What is a Corbett?

September 18, 2019 0 By NatalieM
What is a Corbett?

Walkers approaching the summit of The Cobbler, probably Scotland’s most popular “Corbett”.

I have often blogged about the joys of “Munro-bagging” – climbing all the mountains in Scotland over 3,000 feet (914.4m). This is an increasingly popular pastime in Scotland.

Me on the rocky summit of Goat Fell in 2012. Goat Fell is one of the most popular of Scotland’s “Corbetts”, and at 2866 feet (874m), it’s just 134 feet short of a Munro.

Corbett-bagging is a less popular pursuit. Corbetts are Scottish mountains with an altitude between 2,500 feet and 3,000 feet, with a “prominence” of 500 feet – in other words, a drop of 500 feet on all sides.

There are 222 of them.

A pretty exclusive club!

At the time of writing, there are less than 700 “Corbetteers”, or people who have “compleated” the Corbetts.

That’s significantly less than the number of people who have climbed Mount Everest!

Yet some of Scotland’s most exciting mountains are Corbetts. The Cobbler, with its prominent anvil-shaped summit, just an hour’s drive away from Glasgow, is probably the best-known Corbett.

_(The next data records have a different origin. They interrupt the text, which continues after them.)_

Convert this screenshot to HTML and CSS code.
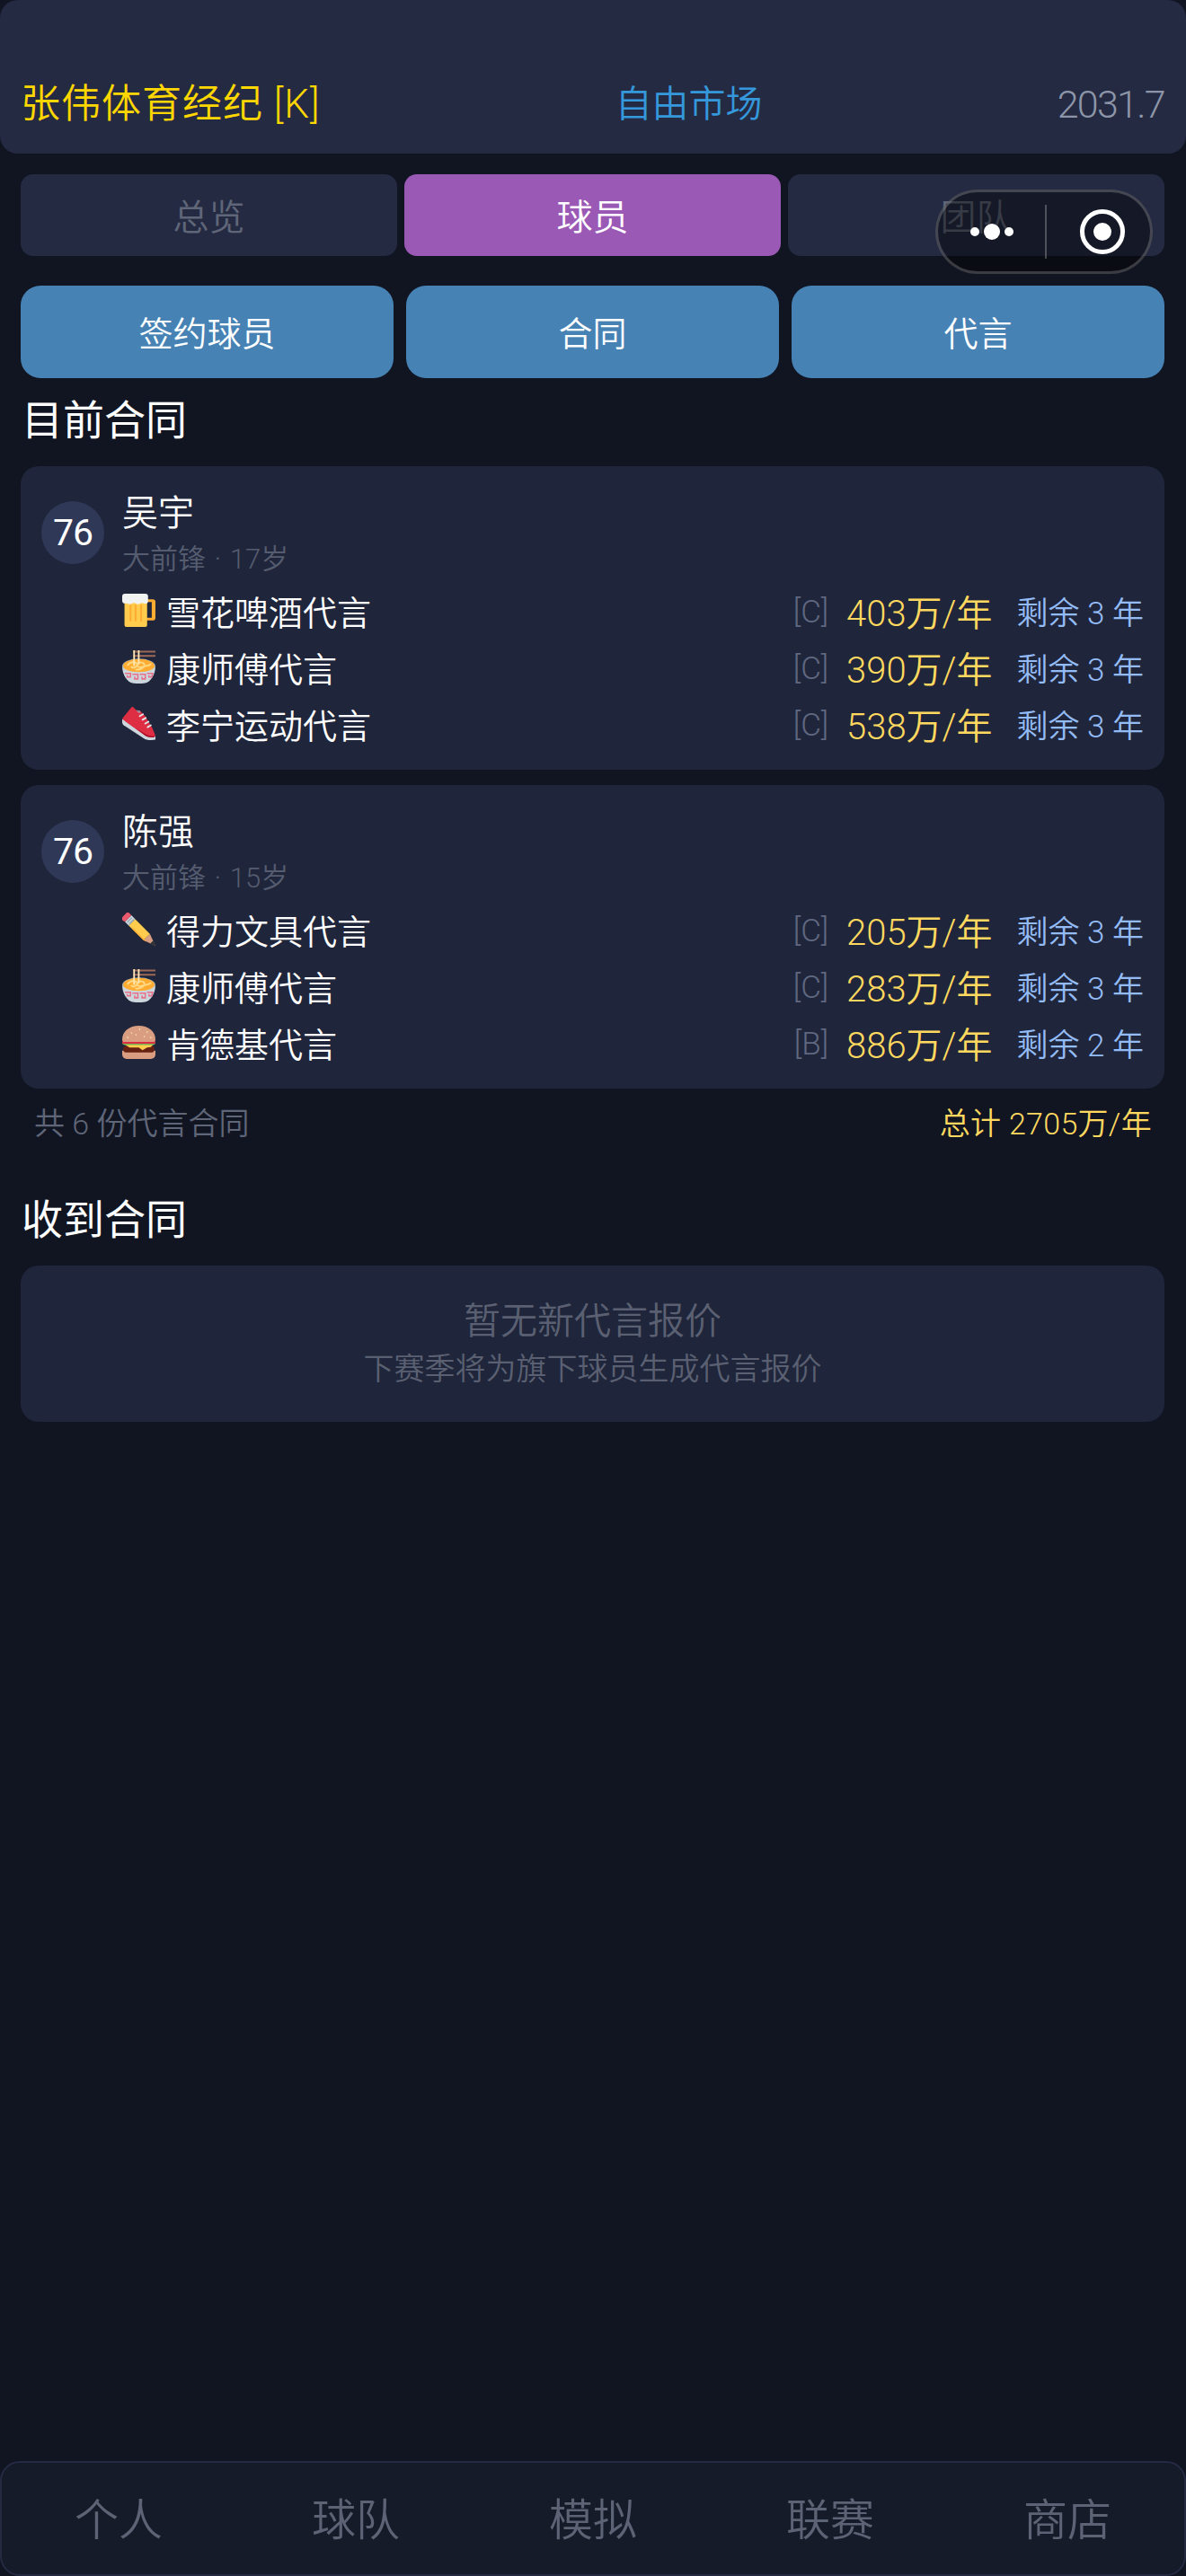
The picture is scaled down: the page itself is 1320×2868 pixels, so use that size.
FILE: index.html
```html
<!DOCTYPE html>
<html lang="zh">

<head>
    <meta charset="utf-8">
    <meta name="viewport" content="width=device-width, initial-scale=1.0">
    <title>代言</title>
    <link rel="stylesheet" href="styles.css">
</head>

<body>
    <!-- emoji -->
    <svg class="defs" width="0" height="0">
        <symbol id="beer" viewBox="0 0 36 36">
            <path fill="#FFAC33" d="M26 6h7a3 3 0 0 1 3 3v17a3 3 0 0 1-3 3h-7v-3h6V9h-6z"/>
            <path fill="#FFCC4D" d="M2.500 8h24.500v26a2 2 0 0 1-2 2H4.500a2 2 0 0 1-2-2z"/>
            <path fill="#FFAC33" d="M8 12h2v18H8zM13.500 12h2v18h-2zM19.500 12h2v18h-2z"/>
            <path fill="#F1F2F2" d="M3 0h22a3 3 0 0 1 3 3v6a3 3 0 0 1-3 2c-1.500 0-2-1-3.500-1S19 11.500 17 11.500 15 10 13 10s-3 1.500-5 1.500c-1.500 0-2-1-3-1H3a3 3 0 0 1-3-3V3a3 3 0 0 1 3-3z"/>
        </symbol>
        <symbol id="ramen" viewBox="0 0 36 36">
            <path fill="#9E6857" d="M12 0.500h24v2H12zM12 5h24v2H12z"/>
            <path fill="#CCD6DD" d="M0 17h36c0 9-5 17-11 18.500-4 .8-10 .8-14 0C5 34 0 26 0 17z"/>
            <path fill="#99AAB5" d="M0 17a18 8 0 0 1 36 0 18 5 0 0 1-36 0z"/>
            <path fill="#FFAC33" d="M1 17a17 7.500 0 0 1 34 0c0 3.500-7 6.500-17 6.500S1 20.500 1 17z"/>
            <path fill="none" stroke="#FFD983" stroke-width="1.800" stroke-linecap="round" d="M6 16c3-4 9-4 10-1s-4 5-6 3M15 21c5 0 9-2 9-5s-5-4-7-1 2 4 5 3 7-1 9-3"/>
            <path fill="#FFE8B6" d="M12 0h1.800v17H12zM17 0h1.800v15H17z"/>
            <path fill="none" stroke="#E8718A" stroke-width="1.500" d="M3 25h6v4H5.500v-2M11 26h6v5h-3.500v-2.500M19 26h6v5h-3.500v-2.500M27 25h6l-1 4h-3v-2"/>
        </symbol>
        <symbol id="shoe" viewBox="0 0 36 36">
            <path fill="#CCD6DD" d="M0 13.500v3c0 1.500 1 3 2.500 4L24 34.500c3 1.800 8 1.800 12 1V32L6 12z"/>
            <path fill="#DD2E44" d="M10 .5c.6-.7 1.500-.7 2.200 0L15 3.500c1 1 2.500 1 4 .5l5.500 5.500 8 13 3 7.500c.6 2-.5 3-2.500 3-3 0-6-.5-8.500-2L3 15.500c-1.500-1-3-2-2.700-3z"/>
            <path fill="#A0041E" d="M14 22.500l12 7.500c3 1.500 6 2 9 1.500l.5 1c-3 1-7 .5-10-1z" opacity=".8"/>
            <path fill="#99AAB5" d="M15 3.500l4 .5 1 2-2 1z" opacity=".7"/>
            <path fill="none" stroke="#E1E8ED" stroke-width="1.800" stroke-linecap="round" d="M19 10l3.500-2M22 14l3.500-2M25 18l3.500-2M27.500 22l3.500-2"/>
        </symbol>
        <symbol id="pencil" viewBox="0 0 36 36">
            <path fill="#D99E82" d="M23 30l7-7 6 13z"/>
            <path fill="#292F33" d="M33.500 30.500l-3 3 5.500 2.500z"/>
            <path fill="#FFCC4D" d="M7 14l7-7 16 16-7 7z"/>
            <path fill="#FFAC33" d="M10.500 17.500l1-1 15 15-3.500-1.500z"/>
            <path fill="#CCD6DD" d="M3 10l7-7 4 4-7 7z"/>
            <path fill="#99AAB5" d="M5 10l5-5 1 1-5 5zM7 12l5-5 1 1-5 5z"/>
            <path fill="#EA596E" d="M4.500.5L.5 4.500c-1 1.500-1 3 0 4L3 10l7-7L7.500.5c-1-1-2-1-3 0z"/>
        </symbol>
        <symbol id="burger" viewBox="0 0 36 36">
            <path fill="#D99E82" d="M0 27h36v4c0 3-2 5-5 5H5c-3 0-5-2-5-5z"/>
            <path fill="#662113" d="M1 25c0-1 1-3 3-3h28c2 0 3 2 3 3 0 2-1 4-3 4H4c-2 0-3-2-3-4z"/>
            <path fill="#FFCC4D" d="M2 20h32l-3 3-4 .5-5 3-4-3H8z"/>
            <path fill="#77B255" d="M0 18.500c0-1 1-1.500 2-1.500h32c1 0 2 .5 2 1.500S35 21 33 21H3c-2 0-3-1.500-3-2.500z"/>
            <path fill="#DD2E44" d="M1 16h34a2 2 0 0 1 0 3.500H1A2 2 0 0 1 1 16z"/>
            <path fill="#D99E82" d="M0 15C0 6 8 0 18 0s18 6 18 15c0 1.500-1 2.500-2 2.500H2c-1 0-2-1-2-2.500z"/>
            <path fill="#FFE8B6" d="M9 7l2 .5-1 1.500zM18 3l2 .5-1 1.500zM26 6l2 .5-1 1.500zM5 12l2 .5-1 1.500zM14 9l2 .5-1 1.500zM23 11l2 .5-1 1.500zM30 12l2 .5-1 1.500z"/>
        </symbol>
    </svg>

    <header class="topbar">
        <span class="agency">张伟体育经纪 [K]</span>
        <span class="market">自由市场</span>
        <span class="date">2031.7</span>
    </header>

    <nav class="tabs">
        <button class="tab">总览</button>
        <button class="tab valgt">球员</button>
        <button class="tab">团队</button>
    </nav>

    <div class="capsule">
        <span class="dots"><i></i><i class="big"></i><i></i></span>
        <span class="divider"></span>
        <span class="ring"><i></i></span>
    </div>

    <div class="actions">
        <button class="action">签约球员</button>
        <button class="action">合同</button>
        <button class="action">代言</button>
    </div>

    <main>
        <h2>目前合同</h2>

        <article class="player">
            <div class="player-head">
                <span class="rating">76</span>
                <div class="player-info">
                    <h3>吴宇</h3>
                    <p class="meta">大前锋 · 17岁</p>
                </div>
            </div>
            <div class="deal">
                <svg class="emoji"><use href="#beer"/></svg>
                <span class="brand">雪花啤酒代言</span>
                <span class="grade">[C]</span>
                <span class="price">403万/年</span>
                <span class="left">剩余 3 年</span>
            </div>
            <div class="deal">
                <svg class="emoji"><use href="#ramen"/></svg>
                <span class="brand">康师傅代言</span>
                <span class="grade">[C]</span>
                <span class="price">390万/年</span>
                <span class="left">剩余 3 年</span>
            </div>
            <div class="deal">
                <svg class="emoji"><use href="#shoe"/></svg>
                <span class="brand">李宁运动代言</span>
                <span class="grade">[C]</span>
                <span class="price">538万/年</span>
                <span class="left">剩余 3 年</span>
            </div>
        </article>

        <article class="player">
            <div class="player-head">
                <span class="rating">76</span>
                <div class="player-info">
                    <h3>陈强</h3>
                    <p class="meta">大前锋 · 15岁</p>
                </div>
            </div>
            <div class="deal">
                <svg class="emoji"><use href="#pencil"/></svg>
                <span class="brand">得力文具代言</span>
                <span class="grade">[C]</span>
                <span class="price">205万/年</span>
                <span class="left">剩余 3 年</span>
            </div>
            <div class="deal">
                <svg class="emoji"><use href="#ramen"/></svg>
                <span class="brand">康师傅代言</span>
                <span class="grade">[C]</span>
                <span class="price">283万/年</span>
                <span class="left">剩余 3 年</span>
            </div>
            <div class="deal">
                <svg class="emoji"><use href="#burger"/></svg>
                <span class="brand">肯德基代言</span>
                <span class="grade">[B]</span>
                <span class="price">886万/年</span>
                <span class="left">剩余 2 年</span>
            </div>
        </article>

        <div class="summary">
            <span>共 6 份代言合同</span>
            <span class="total">总计 2705万/年</span>
        </div>

        <h2 class="second">收到合同</h2>

        <section class="empty">
            <p class="empty-title">暂无新代言报价</p>
            <p class="empty-sub">下赛季将为旗下球员生成代言报价</p>
        </section>
    </main>

    <footer class="bottom">
        <span>个人</span>
        <span>球队</span>
        <span>模拟</span>
        <span>联赛</span>
        <span>商店</span>
    </footer>
</body></html>
```
FILE: styles.css
```css
* {
    box-sizing: border-box;
}

body {
    margin: 0;
    height: 2868px;
    position: relative;
    overflow: hidden;
    display: flex;
    flex-direction: column;
    background-color: #111522;
    color: #fff;
    font-family: "Roboto", "Noto Sans CJK SC", sans-serif;
    font-weight: 350;
}

.defs {
    position: absolute;
}

button {
    border: none;
    color: #fff;
    font-family: inherit;
    font-weight: inherit;
    padding: 0 0 2px;
}

h2, h3, p {
    margin: 0;
    font-weight: inherit;
}

.topbar {
    height: 171px;
    flex-shrink: 0;
    display: flex;
    justify-content: space-between;
    align-items: flex-end;
    padding: 0 24px 26px 23px;
    background-color: #252a43;
    border-radius: 20px;
    line-height: 58px;
}

.agency {
    color: #ffd700;
    font-size: 44px;
    letter-spacing: 1px;
}

.market {
    color: #3498db;
    font-size: 41px;
}

.date {
    color: #8d96a8;
    font-size: 43px;
    letter-spacing: -1.7px;
}

.tabs {
    display: flex;
    gap: 8px;
    padding: 23px 24px 0 23px;
}

.tab {
    flex: 1;
    height: 91px;
    border-radius: 14px;
    background-color: #252a43;
    color: #5f6678;
    font-size: 40px;
}

.tab.valgt {
    background-color: #9b59b6;
    color: #fff;
}

.capsule {
    position: absolute;
    left: 1041px;
    top: 211px;
    width: 242px;
    height: 94px;
    display: flex;
    align-items: center;
    border: 3px solid rgba(255, 255, 255, 0.2);
    border-radius: 47px;
    background-color: rgba(0, 0, 0, 0.42);
}

.dots {
    width: 119px;
    display: flex;
    justify-content: center;
    align-items: center;
    gap: 5px;
}

.dots i {
    width: 10px;
    height: 10px;
    border-radius: 50%;
    background-color: #fff;
}

.dots i.big {
    width: 18px;
    height: 18px;
}

.divider {
    width: 2px;
    height: 60px;
    background-color: rgba(255, 255, 255, 0.25);
}

.ring {
    width: 50px;
    height: 50px;
    margin-left: 37px;
    display: flex;
    justify-content: center;
    align-items: center;
    border: 5px solid #fff;
    border-radius: 50%;
}

.ring i {
    width: 20px;
    height: 20px;
    border-radius: 50%;
    background-color: #fff;
}

.actions {
    display: flex;
    gap: 14px;
    padding: 33px 24px 0 23px;
}

.action {
    flex: 1;
    height: 103px;
    border-radius: 22px;
    background-color: #4682b4;
    font-size: 38px;
}

main {
    padding: 0 24px 0 23px;
}

h2 {
    font-size: 46px;
    font-weight: 400;
    line-height: 64px;
    margin: 15px 0 19px 1px;
}

h2.second {
    margin: 55px 0 19px 1px;
}

.player {
    height: 338px;
    margin-bottom: 17px;
    padding: 22px 23px 0 23px;
    background-color: #1f253a;
    border-radius: 20px;
}

.player-head {
    display: flex;
    align-items: center;
    gap: 20px;
    height: 104px;
    margin-bottom: 3px;
}

.player-info {
    padding-top: 8px;
}

.rating {
    width: 70px;
    height: 70px;
    display: flex;
    justify-content: center;
    align-items: center;
    border-radius: 50%;
    background-color: #2f3857;
    font-size: 41px;
    font-weight: 400;
    letter-spacing: -1px;
}

h3 {
    font-size: 40px;
    line-height: 52px;
}

.meta {
    color: #555c70;
    font-size: 31px;
    line-height: 50px;
    word-spacing: 2px;
}

.deal {
    height: 63px;
    display: flex;
    align-items: center;
    padding-left: 90px;
}

.emoji {
    width: 37px;
    height: 37px;
    flex-shrink: 0;
    margin-right: 12px;
}

.brand {
    flex: 1;
    font-size: 38px;
}

.grade {
    color: #5f6880;
    font-size: 35px;
    padding-top: 4px;
    margin-right: 20px;
}

.price {
    color: #ffd95f;
    font-size: 40px;
    margin-right: 27px;
}

.left {
    color: #93bbf5;
    font-size: 35px;
}

.summary {
    display: flex;
    justify-content: space-between;
    padding: 2px 14px 0 15px;
    color: #5f6678;
    font-size: 34px;
    line-height: 40px;
}

.total {
    color: #ffd95f;
    letter-spacing: 0.3px;
}

.empty {
    height: 174px;
    padding-top: 3px;
    display: flex;
    flex-direction: column;
    justify-content: center;
    align-items: center;
    background-color: #1f253a;
    border-radius: 20px;
}

.empty-title {
    color: #5a6072;
    font-size: 41px;
    line-height: 53px;
}

.empty-sub {
    color: #5a6072;
    font-size: 34px;
    line-height: 53px;
}

.bottom {
    margin-top: auto;
    height: 128px;
    padding-bottom: 5px;
    display: grid;
    grid-template-columns: repeat(5, 264px);
    justify-content: center;
    align-items: center;
    justify-items: center;
    background-color: #161b2a;
    border: 2px solid #252a43;
    border-radius: 22px;
    color: #5c6374;
    font-size: 49px;
}
```
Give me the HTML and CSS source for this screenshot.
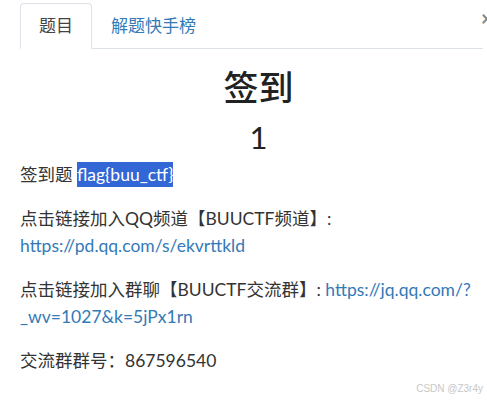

Other popular Corbetts include Ben Ledi, Goat Fell on the Isle of Arran, and Ben Vrackie, near Pitlochry.

There are less popular Corbetts that have huge character, like Beinn Trilleachean, Baosbheinn, and Sgurr Ghuibhsachain. If they were just a couple of hundred metres higher, they would be mobbed by Munro-baggers – but as mere Corbetts, they are generally deserted.

John Rooke Corbett Source

The first Corbetteer

Corbetts are named after John Rooke Corbett, a district valuer from Bristol, who compiled a list of them in the 1920s. He compleated* the Corbetts in 1939, when he was in his early 60s. However the list he compiled was not passed on to the Scottish Mountaineering Club until after his death, in 1949, so the next Corbett compleation did not take place until 21 years later, in 1960.

John Rooke Corbett was also the fourth person to compleat all the Munros (and the first Englishman to do it).

A long way to go!

I’ve climbed 40 Corbetts, but it seems much more – probably because I’ve climbed some of them two, three or even four times.

I organise hillwalks, and I often hear tired walkers say, “I thought this would be easy – it’s just a Corbett!” In fact, Corbetts are often more challenging than Munros, because they are less likely to have good paths, so they can be wilder and more rugged. Which is why I love them so much!

And a Munro route that starts from an altitude of 400m can be much easier than a Corbett that starts from sea level.

Beautiful Beinn an Lochain, just 40 miles from Glasgow, was originally listed as a Munro, until it was re-surveyed and found to be 2958 feet/901.7m, 42 feet below the required altitude for a Munro. But its steepness, ruggedness and spectacular views would rival any Munro.

The highest Corbett is Beinn a’Chlaidheimh in the Fisherfield Forest near Ullapool. At 2999 feet (914m) it’s just one foot short of a Munro. It was demoted from being a Munro in 2012, after a scientific survey revealed that it was a foot too short.

The lowest Corbett, Beinn na h-Uamha, at Ardgour, is just 2,500 feet and 12 inches (762m).

Me looking at the view from Ben Ledi, one of Scotland’s most popular Corbetts, in January 2018.

I have another 182 Corbetts left to bag – or rather, enjoy, and I cannot wait to climb my next one!

 

 

* This is not a spelling mistake! Achievements of Scottish hill-bagging rounds are always spelled in this way.